In 2005 I began creating self-portraits. Motivated by my personal experiences as a female to male transgender person, these works chronicle my physical evolution and examine its related emotional sate.

Though representational, my often macro look makes the work border on the abstract while illuminating the formal elements I examine so closely. Scrapes are pink, and bruises are blue that fade to jades and then to golds. I am captivated by the alchemical properties of the human body which transfer trauma into delicate prettiness. I aim for viewers to be lulled by my sensuous, fleshy brushstrokes only to be shocked by the rawness of the subject. Like rubberneckers, they cannot turn away from what can be interpreted as ugly, uncomfortable and even, to some, offensive. This work emanates from my unique experiences, but I hope viewers will find themselves more conscious of their own bodies. In this way these pieces are like 2-way mirrors.
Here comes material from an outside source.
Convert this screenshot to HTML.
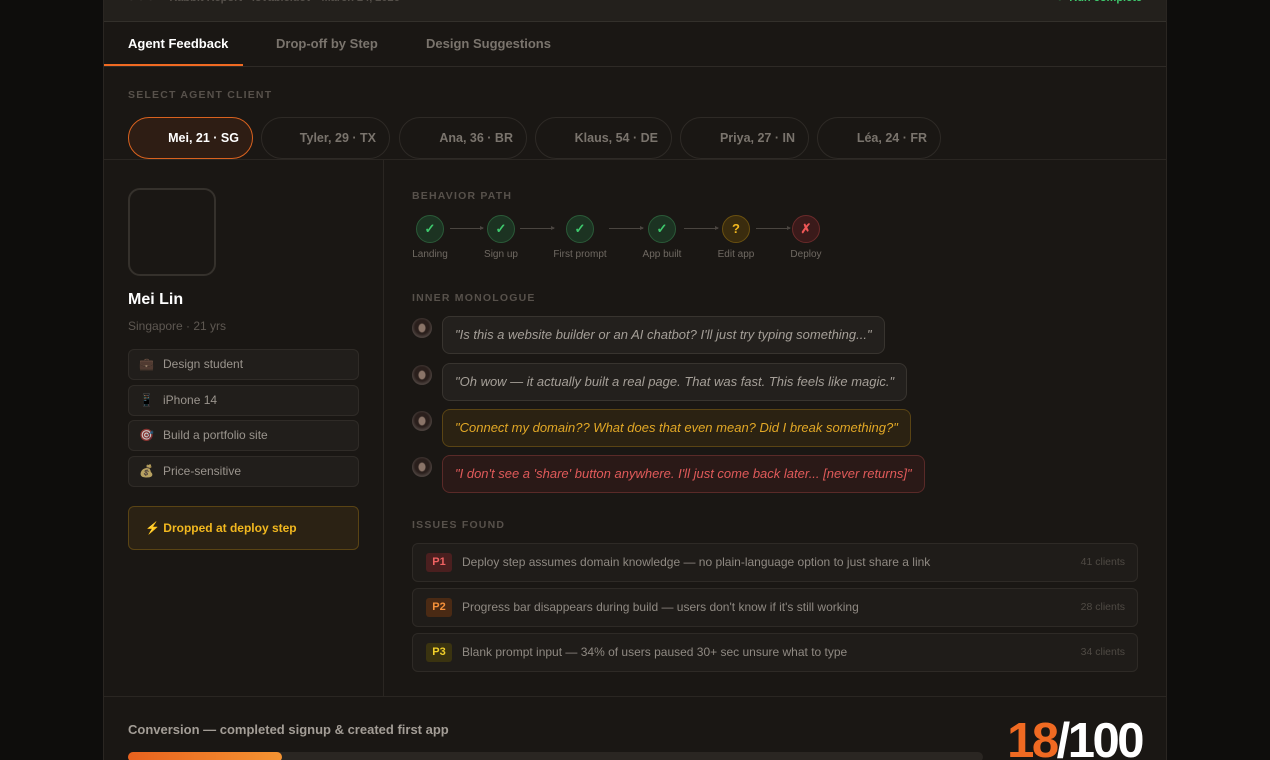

While differently motivated than artists such as Orlan, there is a performative aspect to the work. My body, like yours and like my paint is pliable. Taking testosterone made me aware that my body had become an artwork in a way; it is an object of my own creation. The multi panel painting “From There to Here” depicts the healing of my scars from chest surgery, after which it occurred to me that I had yet again mutated. This time a surgeon, like a magician, sawed me in half, but was not able to put me back together seamlessly. I carry this stranger's pentamente on my body; I have to live with the residue of someone else’s drawing emblazoned across my chest. Do these modifications make me more of a “real” man or do the marks prove me a simulacrum?

I have always been fascinated by dichotomies. I aim to deconstruct the barriers between the cruelty and artistry of biology, and the conflict of private and public, all the while doing so with aesthetic grace.